[from Manx Soc vol 16]


Political argument founded on the arms of the Island
The Three Legs of Man.

During the latter part of the last century the affairs of the Isle of Man occupied a considerable share of the attention of the British Parliament. John, fourth Duke of Atholl, conceived that the Act of Parliament (of 1765), by which the Sovereignty of the Island had been transferred to the crown, had deprived him of certain rights which he, as lord of the manor, ought to possess. He thereupon sought to obtain by imperial legislation, not only a recognition of those rights, but also an acknowledgment of other and extensive powers, which he argued he was entitled to. He also sought to overthrow, or at all events to curtail the powers of the House of Keys, between which body and himself a serious misunderstanding had arisen.

The Keys, as the representatives of the Manx people, viewed the proceedings of the Duke with alarm and jealousy, as being calculated to endanger and infringe upon the rights and liberties of the people,. and to place in the hands of his Grace a most oppressive. and unconstitutional power, and they accordingly offered the most determined opposition to the measures adopted by the Duke in England.

It would, however, be out of place here, to refer in detail to the political. battle that was fought between the Duke and the Keys, and to the various exciting incidents connected with the struggle. Suffice it to say, that, amongst other steps taken by the Keys, they petitioned His Majesty George III., setting forth at length the danger to which the Island would be subjected if the claims of the Duke would be recognised, and praying that the ancient and established constitution of the Island should be preserved.
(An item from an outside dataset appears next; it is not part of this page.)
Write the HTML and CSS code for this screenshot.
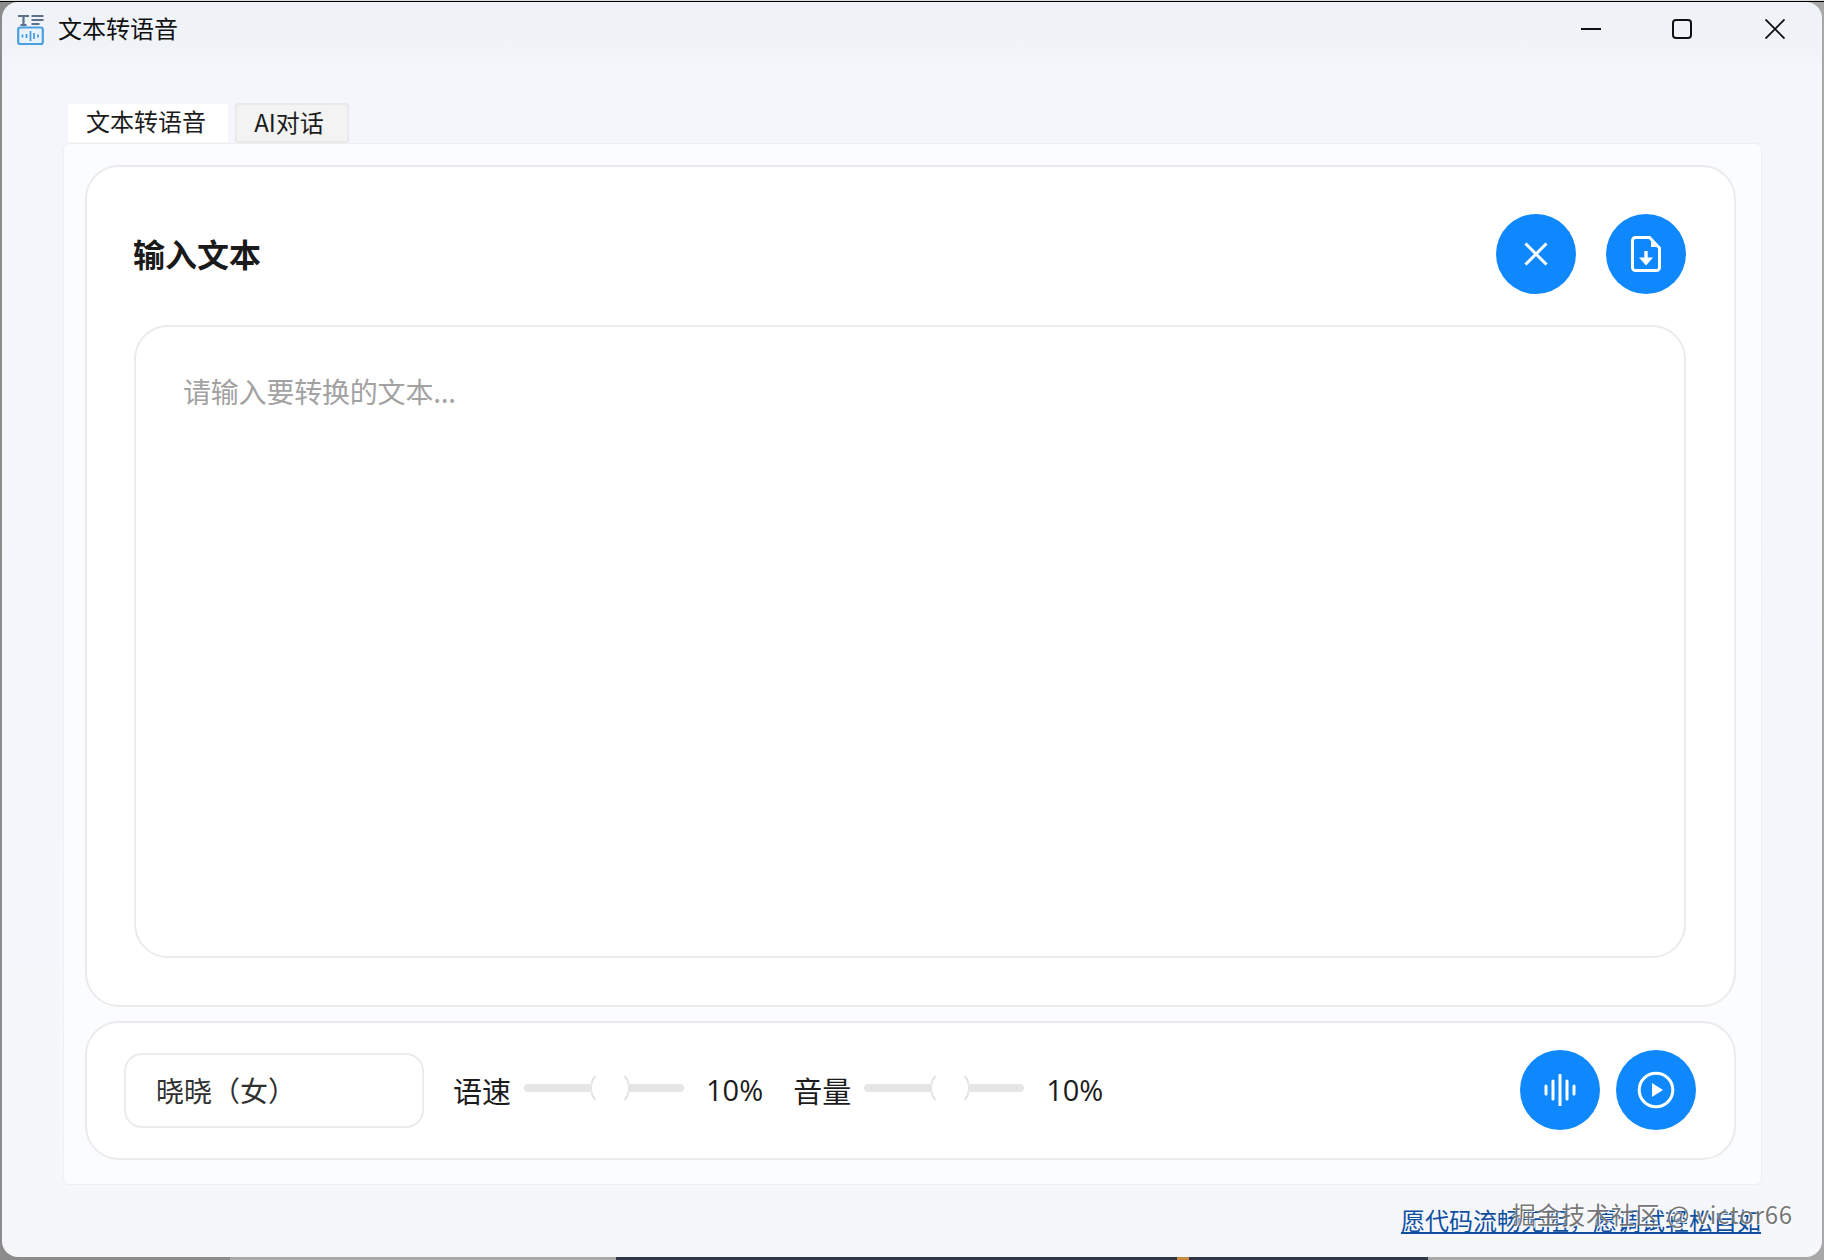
FILE: index.html
```html
<!DOCTYPE html>
<html lang="zh-CN">
<head>
<meta charset="utf-8">
<title>文本转语音</title>
<link rel="stylesheet" href="styles.css">
</head>
<body>
<div class="window">
  <header class="titlebar">
    <svg class="app-icon" width="28" height="32" viewBox="0 0 28 32">
      <path d="M1 2h11M6.500 2v9M3.500 11h6" stroke="#5d7188" stroke-width="2.200" fill="none"/>
      <path d="M14.500 2h12M14.500 6h12M14.500 10h8" stroke="#5d7188" stroke-width="1.800" fill="none"/>
      <rect x="1.200" y="13.500" width="24.600" height="16.500" rx="2" fill="#eaf3fb" stroke="#4a9fe0" stroke-width="2.200"/>
      <path d="M5.500 20.500v3M9.500 20v4M13.500 17v10M17 19v6M21 20.500v3" stroke="#3f97dc" stroke-width="1.700" fill="none"/>
    </svg>
    <span class="app-title">文本转语音</span>
    <div class="win-controls">
      <svg class="win-btn" width="20" height="20" viewBox="0 0 20 20"><path d="M0 10h20" stroke="#111" stroke-width="2"/></svg>
      <svg class="win-btn" width="20" height="20" viewBox="0 0 20 20"><rect x="1" y="1" width="18" height="18" rx="3" fill="none" stroke="#111" stroke-width="2"/></svg>
      <svg class="win-btn" width="20" height="20" viewBox="0 0 20 20"><path d="M0.500 0.500l19 19M19.500 0.500l-19 19" stroke="#111" stroke-width="1.900"/></svg>
    </div>
  </header>

  <main class="content">
    <nav class="tabs">
      <div class="tab tab-active">文本转语音</div>
      <div class="tab tab-idle">AI对话</div>
    </nav>

    <section class="panel">
      <div class="card card-input">
        <div class="input-head">
          <h2 class="input-title">输入文本</h2>
          <div class="head-actions">
            <button class="round-btn" type="button" aria-label="清空">
              <svg width="24" height="24" viewBox="0 0 24 24"><path d="M1.500 1.500l21 21M22.500 1.500l-21 21" stroke="#fff" stroke-width="3" fill="none"/></svg>
            </button>
            <button class="round-btn" type="button" aria-label="导入">
              <svg width="30" height="36" viewBox="0 0 30 36"><path d="M4.500 1.500H18.500L28.500 12v19.500a3 3 0 0 1-3 3h-21a3 3 0 0 1-3-3V4.500a3 3 0 0 1 3-3z" fill="none" stroke="#fff" stroke-width="3"/><path d="M20 5l5.500 6H20z" fill="#fff"/><path d="M15 15v12" stroke="#fff" stroke-width="3.400" fill="none"/><path d="M8 21.500H22L15 29.500z" fill="#fff"/></svg>
            </button>
          </div>
        </div>
        <div class="text-box"><span class="placeholder">请输入要转换的文本...</span></div>
      </div>

      <div class="card card-controls">
        <div class="voice-select">晓晓（女）</div>
        <span class="ctl-label label-speed">语速</span>
        <div class="slider"><div class="slider-knob"><div class="slider-disc"></div></div></div>
        <span class="ctl-value">10%</span>
        <span class="ctl-label label-volume">音量</span>
        <div class="slider"><div class="slider-knob"><div class="slider-disc"></div></div></div>
        <span class="ctl-value">10%</span>
        <div class="play-actions">
          <button class="round-btn" type="button" aria-label="试听">
            <svg width="32" height="32" viewBox="0 0 32 32"><path d="M2 12v8M9 7v18M16 1v30M23 7v18M30 12v8" stroke="#fff" stroke-width="3" stroke-linecap="round" fill="none"/></svg>
          </button>
          <button class="round-btn" type="button" aria-label="播放">
            <svg width="38" height="38" viewBox="0 0 38 38"><circle cx="19" cy="19" r="16.800" fill="none" stroke="#fff" stroke-width="3"/><path d="M15 12l11 7-11 7z" fill="#fff"/></svg>
          </button>
        </div>
      </div>
    </section>

    <footer class="footer"><a class="motto" href="#">愿代码流畅无阻，愿调试轻松自如</a></footer>
  </main>
  <span class="watermark">掘金技术社区 @ victor66</span>
</div>
</body>
</html>
```
FILE: styles.css
```css
* { box-sizing: border-box; }
html, body { margin: 0; height: 100%; }
body {
  width: 1824px;
  height: 1260px;
  overflow: hidden;
  padding: 2px 2px 3px 2px;
  background:
    linear-gradient(#dcdcdc 0 1px, #000 1px 2px, transparent 2px),
    linear-gradient(90deg, #8c8c8c 0 230px, #a8a8a8 230px 616px, #2f3748 616px 1177px, #c88a40 1177px 1189px, #2f3748 1189px 1428px, #a8a8a8 1428px);
  font-family: "Noto Sans CJK SC", "Noto Sans", sans-serif;
  color: #1c1c1c;
}
.window {
  position: relative;
  height: 100%;
  display: flex;
  flex-direction: column;
  border-radius: 16px;
  background: linear-gradient(#eff3f8 0, #f0f4f9 46px, #f4f6fb 66px, #f5f7fb 100%);
  overflow: hidden;
}
.titlebar {
  height: 58px;
  flex: none;
  display: flex;
  align-items: center;
  padding: 0 37px 0 15px;
}
.app-icon { flex: none; margin-top: -2px; }
.app-title { margin-left: 13px; font-size: 24px; line-height: 32px; margin-top: -6px; color: #111; }
.win-controls { margin-left: auto; display: flex; gap: 71px; margin-top: -4px; }
.win-btn { display: block; }
.win-btn:last-child { margin-left: 2px; }
.content { flex: 1; display: flex; flex-direction: column; padding: 43px 61px 0 62px; min-height: 0; }
.tabs { display: flex; height: 41px; flex: none; padding-left: 4px; gap: 7px; }
.tab { font-size: 24px; text-align: center; }
.tab-active { width: 160px; height: 38px; margin-top: 1px; padding-right: 4px; background: #fff; line-height: 33px; }
.tab-idle { width: 114px; height: 40px; padding-right: 6px; background: #f3f3f3; border: 2px solid #e9e9e9; border-radius: 4px; line-height: 33px; }
.panel {
  height: 1040px;
  flex: none;
  display: flex;
  flex-direction: column;
  gap: 14px;
  padding: 21px 25px 24px 21px;
  background: #fbfcfe;
  border-radius: 6px;
  box-shadow: 0 0 0 1px #eeeff2;
}
.card { background: #fff; border: 2px solid #ebebed; border-radius: 34px; }
.card-input { height: 842px; padding: 47px 48px 47px 47px; display: flex; flex-direction: column; gap: 31px; }
.input-head { display: flex; align-items: center; justify-content: space-between; height: 80px; flex: none; }
.input-title { margin: 0 0 2px -1px; font-size: 32px; font-weight: 700; line-height: 44px; color: #1a1a1a; }
.head-actions { display: flex; gap: 30px; }
.round-btn {
  width: 80px;
  height: 80px;
  flex: none;
  padding: 0;
  border: 0;
  border-radius: 50%;
  background: #0f88fd;
  display: flex;
  align-items: center;
  justify-content: center;
}
.text-box { flex: 1; border: 2px solid #ebebed; border-radius: 34px; padding: 46px 47px; }
.placeholder { font-size: 28px; line-height: 36px; color: #a2a2a2; display: block; letter-spacing: -0.200px; }
.card-controls { height: 139px; display: flex; align-items: center; padding: 0 38px 0 37px; }
.voice-select {
  width: 300px;
  height: 75px;
  border: 2px solid #ebebed;
  border-radius: 18px;
  padding-left: 30px;
  font-size: 28px;
  line-height: 71px;
  color: #303030;
}
.ctl-label { font-size: 29px; line-height: 40px; flex: none; margin-bottom: 2px; }
.label-speed { margin-left: 29px; margin-right: 13px; }
.label-volume { margin-left: 30px; margin-right: 13px; }
.slider {
  position: relative;
  width: 160px;
  height: 8px;
  flex: none;
  margin-bottom: 5px;
  border-radius: 4px;
  background: #e5e5e5;
}
.slider-knob {
  position: absolute;
  left: 66px;
  top: -8px;
  width: 40px;
  height: 24px;
  overflow: hidden;
  background: #fff;
}
.slider-disc {
  width: 40px;
  height: 40px;
  margin-top: -8px;
  border-radius: 50%;
  background: #fff;
  border: 2px solid #e4e4e6;
}
.ctl-value { margin-left: 22px; font-size: 29px; line-height: 40px; flex: none; margin-bottom: 2px; font-family: "Open Sans", "Noto Sans", sans-serif; }
.play-actions { margin-left: auto; margin-bottom: 2px; display: flex; gap: 16px; }
.footer { display: flex; justify-content: flex-end; padding-top: 21px; }
.motto { font-size: 24px; line-height: 30px; color: #0f4f9f; text-decoration: underline; }
.watermark {
  position: absolute;
  right: 29px;
  bottom: 28px;
  font-size: 24px;
  line-height: 30px;
  letter-spacing: 0.800px;
  color: rgba(95, 95, 95, 0.85);
  text-shadow: 1px 1px 0 rgba(255, 255, 255, 0.9), -1px -1px 0 rgba(255, 255, 255, 0.5);
}
```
This petition contained the following curious and pointed argument, founded upon the arms of the Island, the harmonious blending of the Three Legs of Man. It is taken from the original draft, which having no date, I am unable to give it here, but it would be between 1781 (when the Duke first applied to the British Parliament) and 1791, when the Royal Commissioners were appointed.-

" All the lights and property in the Isle of Man belong to the Crown, the People, and the Lord of the manor.

" As such, the Crown cannot get more than it has, unless they come from the people or the lord, or from both.

". The People cannot increase theirs, without getting from the king or the lord, or from both.

Nor can the Lord acquire an addition of property or rights here, unless they are derived from the king or the people, or from both.

"Therefore, whether it be the king, the people, or the lord, that bring in a bill on the point of their insular rights, the other two opposite bodies should immediately strenuously defend.

"Their three rights are united like the centre of the Three Legs of Mann; an extension of any one of the three legs injures the length of the other two, and destroys the good appearance of the whole."